İzmir'in köyleri-GERMİYAN KÖYÜ






Burası Çeşme'nin tek Türkmen köyü olup İzmir'e 80 km uzaklıktadır. Türkiye'nin ilk Slow Food köyü. Yani temel kriterinin katkısız gıda olduğu bir sivil toplum hareketinin parçası. 
Slow Food'un logosu "ağzında zeytindalı olan salyangoz". Bu logoya sahip olan işletmeler hiçbir şekilde turfanda ürün kullanmadıklarını, organik tarım yaptıklarını ifade ediyorlar. Köy konseyi ve yerel yetkililer, İtalya ile yürüttükleri üç yıllık sürecin ardından Mayıs 2016 itibarıyla Türkiye'nin ilk Slow Food köyü olmayı başarmışlar. 




Halk geleneksel lezzetleri yaşatmak konusunda seferber olmuş durumda, hazır maya yerine ekşi mayalı ekmekleri taş fırında pişiriyorlar. Yemeklerdeki sebzelerin tümü tarlalarından ve zamanında toplanıyormuş. Endüstriyel üretime karşı, küçük üretici ve doğal gıdayı bulabildiğimiz bir köy burası.  
Köyde genç nüfus olmayıp, tarıma yönelim azalınca köyü turizm ile canlandırmayı düşünmüşler. Nuran Erden bu noktada öncü olup, almış eline boya ve fırçaları en iyi bildiği şeyi yapıp evlerin duvarlarına motifler çizmeye başlamış. Ve bu başarı hikayesi köyün tanınmasına büyük katkı sağlamış. Önce kendi duvarını boyamış, köy halkı tarafından çok beğenilince isteyen herkesin duvarını boyamaya başlamış. Tek isteği, ev sahibinin duvarını beyaza boyaması.
Köyün hemen hemen her sokağında onun imzasını taşıyan resimler var. Resimler çiçek ve ağaç ağırlıklı. Nuran Erden, bunu “biz aile olarak çiçeği çok severiz” diye açıklıyor. Flamingo, kelebek, kuş gibi hayvan figürleri de Erden’in favorisi



Köyün ana caddesinden ilerlerken özenle çizilmiş çiçek desenleri ve beyaz badanalı evler kendine hayran bırakıyor. Bu baş döndüren güzellik birçok tur şirketiyle birlikte özellikle hafta sonları, yeni yerler keşfetmek isteyenleri de Germiyan’a çekiyor. Germiyan Köyü'nde
Dilek Hanım'ın Otantik Evi, Musa Amca'nın ufak ama tarih dolu müzesi görmeniz gereken
diğer yerler.

Germiyan Köyü geziniz 6-10 Ekim tarihlerine denk geliyorsa çok şanslısınız. Genellikle Ekim’in ilk haftasının sonu ile ikinci haftasının başında Germiyan Köyü Festivali düzenlenmektedir. Festivale katılarak yöresel lezzetlerin tadına bakabilir, köy yaşamına dair sergilere, söyleşilere ve konserlere katılabilir, köy halkı ile kaynaşabilir ve “En İyi Ekmek” yarışmasını yakından takip edebilirsiniz. Eğer bu tarihler arasında Germiyan Köyü veya çevresine yakın bir yerdeyseniz Germiyan Köyü Festivaline mutlaka katılmalısınız.

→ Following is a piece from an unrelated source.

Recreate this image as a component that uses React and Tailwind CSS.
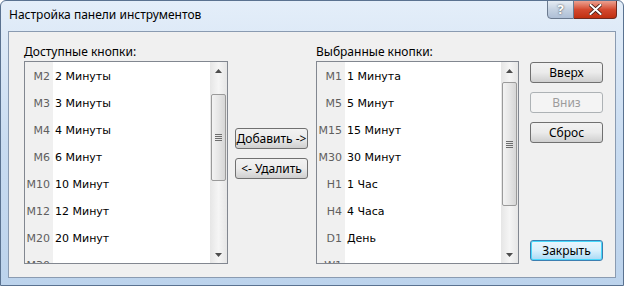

Germiyan’ın doğal ekşi mayalı yerel ekmeği, hurma zeytini ve köye özgü kokan isli peyniri (Kopanisti peyniri), köyün Slow Food ilan edilmesiyle birlikte ticari olarak satışa sunulan ilk ürünler arasındadır. 
Germiyan Köyünü gezmeye köy kahvesinden başladık. Köyde restoranlar, özel yemek yerleri yok. Bembeyaz köy evleri, köyün ara sokaklarında tezgah kuran güler yüzlü köylüleri var. 




Germiyan oldukça sessiz ve sakin bir köydür. Köyün sahili de en az köy kadar sakin bir yer. Ailece Germiyan sahilinde deniz keyfi yapabilirsiniz. Germiyan plajının masmavi muhteşem denizinde serinleyerek Ege güneşin altında güneşlenmeden Germiyan Köyü gezinizi tamamlamayın. Kalabalık ve gürültüden uzak, köy hayatını yaşayabildiğimiz, keyifli bir yer burası. Hafta sonları birçok tur firması da geliyor. Tatlı bir yoğunluk yaşanıyor.
Germiyan köyünde doğal ürünler, çiçek figürlü ev duvarları ve güleryüzlü insanlar derken birkaç saatlik küçük bir gezi yapmış olduk. Burayı ziyaret  ederseniz memnun kalırsınız.